Les causes  sont nombreuses. Aux problèmes structurels déjà évoqués (fiscaux, réglementaires, énergétiques, culturels…), s’ajoute une forme de péché d’orgueil qui commence à peser lourd dans la balance. L’Europe se veut exemplaire dans la lutte contre le changement climatique et s’est fixée des objectifs très ambitieux. Empruntons-nous la bonne voie ? A court-terme, les oukases européens déstabilisent des secteurs entiers (automobile, électricité, bâtiment) et affaiblissent certaines entreprises par les surcoûts directs et indirects qu’ils entraînent. L’UE n’a aucune vision systémique de ces sujets
Il faudrait faire bon usage des forces spontanées et bannir la coercition” pour mener à bien des transformations d’ampleur. Nous faisons précisément l’inverse.

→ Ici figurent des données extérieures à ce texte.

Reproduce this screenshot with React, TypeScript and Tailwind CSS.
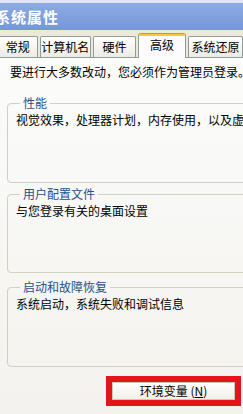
const font = { fontFamily: '"Noto Sans CJK SC", "Noto Sans", sans-serif' }

interface TabProps {
  label: string
  width: string
  active?: boolean
}

function Tab({ label, width, active }: TabProps): JSX.Element {
  if (active) {
    return (
      <div
        className={`${width} h-[25px] -mb-px relative z-10 flex items-center justify-center border border-b-0 border-[#919b9c] border-t-[#e68b2c] rounded-t-[3px] bg-[#fcfcfe] text-[12px] leading-[14px] text-black`}
      >
        <div className="absolute left-0 right-0 top-0 h-[2px] bg-[#ffc73c]" />
        <span className="-mt-[3px]">{label}</span>
      </div>
    )
  }
  return (
    <div
      className={`${width} h-[21px] flex items-center justify-center border border-b-0 border-[#919b9c] rounded-t-[2px] bg-gradient-to-b from-[#ffffff] to-[#ecebe5] text-[12px] leading-[14px] text-black`}
    >
      {label}
    </div>
  )
}

interface GroupProps {
  title: string
  text: string
  className: string
}

function Group({ title, text, className }: GroupProps): JSX.Element {
  return (
    <fieldset
      className={`${className} ml-[7px] w-[250px] border border-[#d0d0bf] rounded-[4px] pl-[8px] pt-[3px]`}
    >
      <legend className="ml-[4px] px-[3px] text-[12px] leading-[14px] text-[#1d5288]">{title}</legend>
      <p className="text-[12px] leading-[14px] text-black whitespace-nowrap">{text}</p>
    </fieldset>
  )
}

export default function App(): JSX.Element {
  return (
    <div className="w-[243px] h-[414px] overflow-hidden bg-[#ece9d8] flex flex-col" style={font}>
      {/* title bar */}
      <div className="h-[3px] bg-[#dfe6f3]" />
      <div className="h-[27px] bg-gradient-to-b from-[#8dabe3] to-[#7597d8] flex items-center">
        <span className="-ml-[5px] text-[15px] leading-[16px] font-bold text-white tracking-[1px]">系统属性</span>
      </div>

      {/* tabs */}
      <div className="mt-[3px] h-[25px] flex items-end gap-[2px] -ml-[2px] border-b border-[#919b9c]">
        <Tab label="常规" width="w-[43px]" />
        <Tab label="计算机名" width="w-[56px]" />
        <Tab label="硬件" width="w-[47px]" />
        <Tab label="高级" width="w-[52px]" active />
        <Tab label="系统还原" width="w-[60px]" />
      </div>

      {/* page */}
      <div className="flex-1 bg-gradient-to-b from-[#fcfcfb] to-[#f3f2ee]">
        <p className="pt-[7px] pl-[10px] text-[12px] leading-[14px] text-black whitespace-nowrap">
          要进行大多数改动，您必须作为管理员登录。
        </p>

        <Group className="mt-[17px] h-[87px]" title="性能" text="视觉效果，处理器计划，内存使用，以及虚拟内存" />
        <Group className="mt-[4px] h-[86px]" title="用户配置文件" text="与您登录有关的桌面设置" />
        <Group className="mt-[7px] h-[87px]" title="启动和故障恢复" text="系统启动，系统失败和调试信息" />

        <div className="mt-[9px] flex justify-end pr-[2px]">
          <div className="border-[6px] border-[#e0161b]">
            <button className="w-[123px] h-[18px] border border-[#c9c7ba] bg-gradient-to-b from-[#ffffff] to-[#f0efe8] flex items-center justify-center text-[12px] leading-[14px] text-black">
              环境变量 (<span className="underline">N</span>)
            </button>
          </div>
        </div>
      </div>
    </div>
  )
}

Nous parions sur la force de l’intention, sans comprendre et considérer la puissance des mécanismes d’incitation et les règles de la compétition internationale.
En résumé, nous pêchons par manque de réalisme sur les moyens à déployer, évalués à 800Mrd€ par an par Mario Draghi.
Nous pêchons par manque d’anticipation.
Nous pêchons par excès de confiance dans le centralisme administratif.
Nous pêchons enfin, et c’est un corollaire, par manque de confiance dans nos entreprises, dans nos chercheurs, dans nos dirigeants économiques.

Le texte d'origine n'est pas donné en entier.